De l'alternative à l'alibi pédagogique : Le CDI, figure de l’autrement de l’école ?

Public library Amsterdam, also known as OBA. Par kwikzilver. lien

Dépositaires des grandes utopies pédagogiques (l’accès autonome aux savoirs, l’émancipation critique…), construits en marge de l’école traditionnelle et un temps propulsés « fers de lance de la rénovation pédagogique », les professeurs-documentalistes et les CDI se sont laissés enfermer dans une posture alternative et ont vu leur rôle progressivement réduit à une portion congrue à côté des disciplines instituées. La longue marche de l’information-documentation comme possible « discipline scolaire » peut être ainsi appréhendée au travers des multiples figures de l’autrement et de l’ailleurs scolaires. L’énergie avec laquelle l’enseignant-documentaliste persiste à vouloir enseigner « autrement » n’a d’égale que la constance avec laquelle l’institution le maintien dans un subalternat pédagogique, aliénant ses contenus d’enseignement et l’obligeant à des actions de formation épisodiques. Un constat sévère, et des propositions pour faire passer l’information-documentation de l’alternatif au continu.

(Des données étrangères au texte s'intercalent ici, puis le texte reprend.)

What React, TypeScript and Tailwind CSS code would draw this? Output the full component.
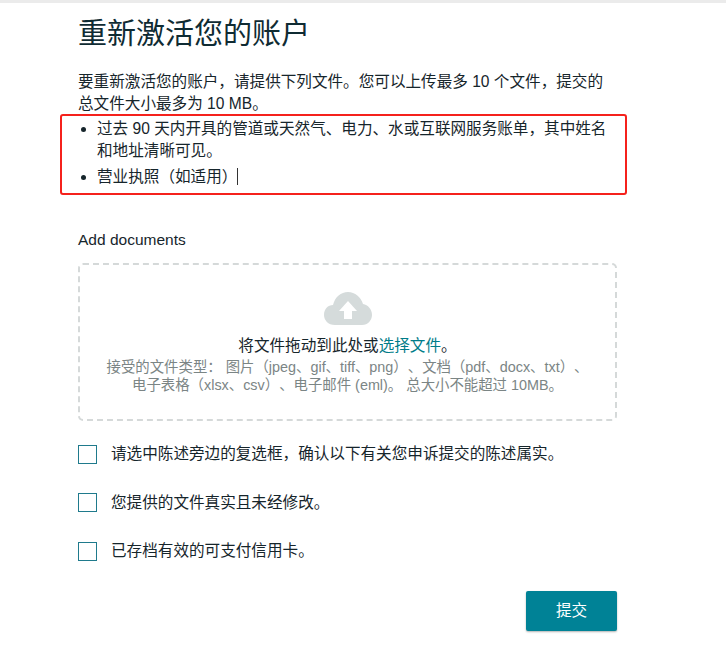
export default function App() {
  return (
    <div className="w-[726px] h-[652px] bg-white overflow-hidden font-['Liberation_Sans','Noto_Sans_CJK_SC',sans-serif] text-[#16191f] [text-spacing-trim:space-all]">
      <div className="h-[3px] bg-[#ebebeb]" />
      <div className="w-[539px] ml-[78px] relative">
        <h1 className="text-[29px] leading-[36px] mt-[13px] text-[#0f2b33] font-normal">重新激活您的账户</h1>
        <p className="text-[15.6px] leading-[22px] mt-[19px] text-[#16252b] w-[530px]">要重新激活您的账户，请提供下列文件。您可以上传最多 10 个文件，提交的总文件大小最多为 10 MB。</p>
        <div className="relative mt-[-1px]">
          <div className="absolute left-[-18px] top-[0px] w-[567px] h-[81px] border-[2.5px] border-[#f5211c] rounded-[3px]" />
          <ul className="list-disc pl-[19px] text-[15.6px] leading-[22px] text-[#16252b] pt-[4px] w-[530px]">
            <li>过去 90 天内开具的管道或天然气、电力、水或互联网服务账单，其中姓名和地址清晰可见。</li>
            <li className="mt-[4px]">营业执照（如适用）<span className="inline-block w-px h-[17px] bg-[#333] align-[-3px]" /></li>
          </ul>
        </div>
        <div className="mt-[42px] text-[15.5px] leading-[20px] text-[#16252b]">Add documents</div>
        <div className="mt-[13px] h-[158px] border-2 border-dashed border-[#d5d9d9] rounded-[5px] flex flex-col items-center pt-[27px]">
          <svg width="48" height="34" viewBox="0 0 48 34">
            <path d="M11 33 C4 33 0 28 0 23 C0 17 4 13 9 13 C11 5 17 0 24 0 C31 0 37 5 39 12 C44 13 48 17 48 23 C48 28 44 33 38 33 Z" fill="#d5dbdb" />
            <path d="M24 9 L33 19 L28 19 L28 27 L20 27 L20 19 L15 19 Z" fill="#ffffff" />
          </svg>
          <div className="text-[15.6px] leading-[22px] mt-[9px] text-[#16252b]">将文件拖动到此处或<span className="text-[#007c89]">选择文件</span>。</div>
          <div className="text-[14.4px] leading-[18px] mt-[1px] text-[#7b8585] text-center whitespace-nowrap">接受的文件类型： 图片（jpeg、gif、tiff、png）、文档（pdf、docx、txt）、<br />电子表格（xlsx、csv）、电子邮件 (eml)。 总大小不能超过 10MB。</div>
        </div>
        <div className="mt-[23px] flex flex-col gap-[28.5px]">
          {["请选中陈述旁边的复选框，确认以下有关您申诉提交的陈述属实。","您提供的文件真实且未经修改。","已存档有效的可支付信用卡。"].map((t) => (
            <div key={t} className="flex items-center gap-[14px] h-[20px]">
              <span className="w-[19px] h-[19px] border border-[#1f7a8c] shrink-0" />
              <span className="text-[15.6px] leading-[20px] text-[#16252b]">{t}</span>
            </div>
          ))}
        </div>
        <div className="flex justify-end mt-[30px]">
          <button className="w-[91px] h-[40px] bg-[#008296] text-white text-[15.6px] rounded-[2px] shadow-[0_1px_2px_rgba(0,0,0,0.3)]">提交</button>
        </div>
      </div>
    </div>
  );
}
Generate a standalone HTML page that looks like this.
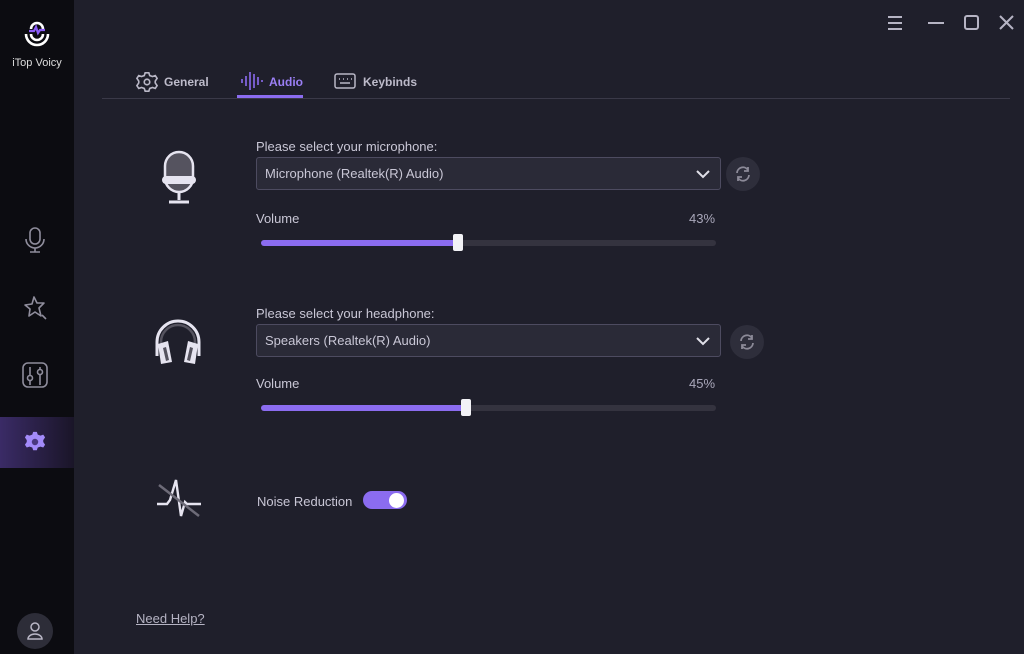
<!DOCTYPE html>
<html><head><meta charset="utf-8"><style>
*{margin:0;padding:0;box-sizing:border-box}
body{width:1024px;height:654px;background:#1f1f2b;font-family:"Liberation Sans",sans-serif;position:relative;overflow:hidden;color:#d8d6e4}
.side{position:absolute;left:0;top:0;width:74px;height:654px;background:#0c0c11}
.abs{position:absolute}
.t{font-size:13px;color:#c9c7d6}
.dd{position:absolute;left:256px;width:465px;height:33px;background:#2a2a37;border:1px solid #4d4b60;border-radius:3px;font-size:13px;color:#c9c7d6;padding:8px 0 0 8px}
.rf{position:absolute;width:34px;height:34px;border-radius:50%;background:#2e2e3b}
.track{position:absolute;left:261px;width:455px;height:6px;border-radius:3px;background:#34333f}
.fill{position:absolute;left:0;top:0;height:6px;border-radius:3px;background:#8b6cf0}
.thumb{position:absolute;width:10px;height:17px;background:#f2f2f6;border-radius:2px;top:-6px}
</style></head><body>
<div class="side">
 <svg class="abs" style="left:18px;top:12px" width="38" height="40" viewBox="0 0 38 40" fill="none"><path d="M13 17a6 6 0 0 1 12 0" stroke="#fff" stroke-width="2.6"/><path d="M13 22a6 6 0 0 0 12 0" stroke="#fff" stroke-width="2.6"/><path d="M8 22a11 11 0 0 0 22 0" stroke="#fff" stroke-width="2.6"/><path d="M11 19h5l2-4 2 6 2-3h5" stroke="#8b5cf6" stroke-width="2.2"/></svg>
 <div class="abs" style="left:0;width:74px;top:57px;text-align:center;font-size:11px;color:#ddd">iTop Voicy</div>
 <svg class="abs" style="left:24px;top:227px" width="22" height="28" viewBox="0 0 22 28" fill="none" stroke="#8f8d9c" stroke-width="1.6"><rect x="6" y="1" width="10" height="16" rx="5"/><path d="M2 12a9 9 0 0 0 18 0M11 21v4M6 25h10"/></svg>
 <svg class="abs" style="left:23px;top:295px" width="26" height="28" viewBox="0 0 26 28" fill="none" stroke="#8f8d9c" stroke-width="1.6" stroke-linejoin="round"><path d="M11 2l3 6 7 0-5 5 2 8-6-4-6 4 1-7-5-4 7-1z"/><path d="M19 20l4 4"/></svg>
 <svg class="abs" style="left:22px;top:362px" width="26" height="26" viewBox="0 0 26 26" fill="none" stroke="#8f8d9c" stroke-width="1.6"><rect x="1" y="1" width="24" height="24" rx="5"/><path d="M8 5v18M18 5v18"/><circle cx="8" cy="16" r="2.5" fill="#0c0c11"/><circle cx="18" cy="10" r="2.5" fill="#0c0c11"/></svg>
 <div class="abs" style="left:0;top:417px;width:74px;height:51px;background:linear-gradient(90deg,#3a2b66,#1a1528)"></div>
 <svg class="abs" style="left:24px;top:431px" width="22" height="22" viewBox="0 0 24 24"><path fill="#a38bfa" d="M10 1h4l1 3 3 1 3-1 2 3-2 3v2l2 3-2 3-3-1-3 1-1 3h-4l-1-3-3-1-3 1-2-3 2-3v-2L1 7l2-3 3 1 3-1z"/><circle cx="12" cy="12" r="3.5" fill="#4a3880"/></svg>
 <div class="abs" style="left:17px;top:613px;width:36px;height:36px;border-radius:50%;background:#2d2d38"></div>
 <svg class="abs" style="left:26px;top:621px" width="18" height="20" viewBox="0 0 18 20" fill="none" stroke="#b9b7c6" stroke-width="1.5"><circle cx="9" cy="6" r="4"/><path d="M2 18a7 5 0 0 1 14 0z"/></svg>
</div>
<svg class="abs" style="left:886px;top:14px" width="130" height="18" viewBox="0 0 130 18" fill="none" stroke="#b6b4c4" stroke-width="2"><path d="M2 3h14M2 9h14M2 15h14"/><path d="M42 9h16"/><rect x="79" y="2" width="13" height="13" rx="2"/><path d="M114 2l13 13M127 2l-13 13"/></svg>
<svg class="abs" style="left:136px;top:71px" width="22" height="22" viewBox="0 0 24 24" fill="none" stroke="#b9b7c6" stroke-width="1.8"><path d="M10 2h4l1 3 3 1 3-1 2 3-2 3v2l2 3-2 3-3-1-3 1-1 3h-4l-1-3-3-1-3 1-2-3 2-3v-2L1 8l2-3 3 1 3-1z"/><circle cx="12" cy="12" r="3"/></svg>
<div class="abs" style="left:164px;top:75px;font-size:12px;font-weight:bold;color:#bdbbca">General</div>
<svg class="abs" style="left:241px;top:71px" width="22" height="20" viewBox="0 0 22 20" stroke="#8b6cf0" stroke-width="1.6"><path d="M1 8v4M5 5v10M9 1v18M13 3v14M17 6v8M21 9v2"/></svg>
<div class="abs" style="left:269px;top:75px;font-size:12px;font-weight:bold;color:#9b7ff5">Audio</div>
<div class="abs" style="left:237px;top:95px;width:66px;height:3px;background:#8b6cf0"></div>
<svg class="abs" style="left:334px;top:73px" width="22" height="16" viewBox="0 0 22 16" fill="none" stroke="#b9b7c6" stroke-width="1.5"><rect x="1" y="1" width="20" height="14" rx="2"/><path d="M5 6h1M9 6h1M13 6h1M17 6h1M6 10h10"/></svg>
<div class="abs" style="left:363px;top:75px;font-size:12px;font-weight:bold;color:#bdbbca">Keybinds</div>
<div class="abs" style="left:102px;top:98px;width:908px;height:1px;background:#3a3948"></div>

<svg class="abs" style="left:158px;top:150px" width="42" height="58" viewBox="0 0 42 58"><rect x="7" y="2" width="28" height="40" rx="14" fill="#55535f" stroke="#e6e4f0" stroke-width="2.5"/><rect x="4" y="26" width="34" height="8" rx="4" fill="#e6e4f0"/><path d="M21 42v8M11 52h20" stroke="#e6e4f0" stroke-width="3"/></svg>
<div class="abs t" style="left:256px;top:139px">Please select your microphone:</div>
<div class="dd" style="top:157px">Microphone (Realtek(R) Audio)</div>
<svg class="abs" style="left:696px;top:170px" width="14" height="9" viewBox="0 0 14 9" fill="none" stroke="#e0dfe8" stroke-width="2"><path d="M1 1l6 6 6-6"/></svg>
<div class="rf" style="left:726px;top:157px"></div>
<svg class="abs" style="left:734px;top:165px" width="18" height="18" viewBox="0 0 18 18" fill="none" stroke="#8c8a98" stroke-width="1.8"><path d="M3 8a6 6 0 0 1 11-3M15 10a6 6 0 0 1-11 3"/><path d="M14 2v4h-4M4 16v-4h4"/></svg>
<div class="abs t" style="left:256px;top:211px">Volume</div>
<div class="abs t" style="left:689px;top:211px;color:#a9a7ba">43%</div>
<div class="track" style="top:240px"><div class="fill" style="width:197px"></div><div class="thumb" style="left:192px"></div></div>

<svg class="abs" style="left:153px;top:318px" width="50" height="48" viewBox="0 0 50 48"><path d="M4 38V24a21 21 0 0 1 42 0v14" fill="none" stroke="#e6e4f0" stroke-width="3"/><path d="M8 36V24a17 17 0 0 1 34 0v12" fill="none" stroke="#55535f" stroke-width="2.5"/><path d="M5 26l10-3 4 21-11 2z" fill="#e6e4f0"/><path d="M45 26l-10-3-4 21 11 2z" fill="#e6e4f0"/><path d="M10 30l3-1 3 13-3 1z" fill="#55535f"/><path d="M40 30l-3-1-3 13 3 1z" fill="#55535f"/></svg>
<div class="abs t" style="left:256px;top:306px">Please select your headphone:</div>
<div class="dd" style="top:324px">Speakers (Realtek(R) Audio)</div>
<svg class="abs" style="left:696px;top:337px" width="14" height="9" viewBox="0 0 14 9" fill="none" stroke="#e0dfe8" stroke-width="2"><path d="M1 1l6 6 6-6"/></svg>
<div class="rf" style="left:730px;top:325px"></div>
<svg class="abs" style="left:738px;top:333px" width="18" height="18" viewBox="0 0 18 18" fill="none" stroke="#8c8a98" stroke-width="1.8"><path d="M3 8a6 6 0 0 1 11-3M15 10a6 6 0 0 1-11 3"/><path d="M14 2v4h-4M4 16v-4h4"/></svg>
<div class="abs t" style="left:256px;top:376px">Volume</div>
<div class="abs t" style="left:689px;top:376px;color:#a9a7ba">45%</div>
<div class="track" style="top:405px"><div class="fill" style="width:205px"></div><div class="thumb" style="left:200px"></div></div>

<svg class="abs" style="left:155px;top:476px" width="48" height="44" viewBox="0 0 48 44" fill="none"><path d="M2 28h10l3-4 6-20 5 36 4-14 2 2h14" stroke="#e6e4f0" stroke-width="2.4"/><path d="M4 9l40 31" stroke="#6d6b78" stroke-width="2.5"/></svg>
<div class="abs t" style="left:257px;top:494px">Noise Reduction</div>
<div class="abs" style="left:363px;top:491px;width:44px;height:18px;border-radius:9px;background:#8b6cf0"></div>
<div class="abs" style="left:389px;top:493px;width:15px;height:15px;border-radius:50%;background:#fff"></div>
<div class="abs" style="left:136px;top:611px;font-size:13px;color:#b5b3c3;text-decoration:underline">Need Help?</div>
</body></html>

1. La documentation, une pédagogie alternative

En 1952, soit cinq ans après le plan Langevin-Wallon, une circulaire ministérielle introduit prudemment l’usage pédagogique du document dans le secondaire. Cette évolution silencieuse n’est que le contrecoup atténué d’une révolution pédagogique tentée par l’Education nouvelle lancée depuis plus d’un demi-siècle à l’assaut de l’école traditionnelle. Il faudra encore 20 ans, et le deuxième souffle de la réforme du système scolaire, pour que naissent les CDI (1974), véritables réceptacles des ambitions de ce mouvement militant pour une autre* pédagogie. Des origines de l’Education nouvelle de la fin du XIXème siècle aux dispositifs innovants du début du XXIème, en passant par les « classes nouvelles » de Gustave Monod (1945), « l’école nouvelle » du colloque d’Amiens (1968) et la « rénovation pédagogique » des années 80, le sème de la nouveauté accompagne la critique virulente d’une école fondée sur la parole professorale et la passivité de l’élève. Sont alors convoquées les valeurs de l’égalité des chances par l’accès libre aux sources du savoir, de la liberté par l’émancipation critique et le travail autonome, mais aussi de la fraternité par la coopération et l’apprentissage de la vie en société. Les grands principes dont héritent les CDI et leurs responsables pédagogiques affirment ainsi la centration sur l’apprenant (projet vs programme), les vertus de l’activité (école active vs école assise) et l’établissement d’un nouveau rapport au savoir (médiation documentaire vs autorité magistrale). A cette époque de massification scolaire et des 10% pédagogiques, le rapport Tallon consacrant la mission pédagogique des responsables des centres documentaires est, sans équivoque, empreint de tous ces espoirs. C’est le temps où l’Education nationale se prépare à faire du CDI le « fer de lance de la rénovation pédagogique ». Le mandat pédagogique délivré aux futurs enseignants documentalistes est clair : représenter une alternative* au modèle traditionnel en instaurant une nouvelle modalité d’appropriation du savoir. Par le biais de la médiation documentaire, il s’agit ni plus ni moins d’apprendre à l’élève, par l’accès direct et critique aux sources de l’information, comment se dégager de la parole du professeur, génératrice d’élitisme et de conservatisme.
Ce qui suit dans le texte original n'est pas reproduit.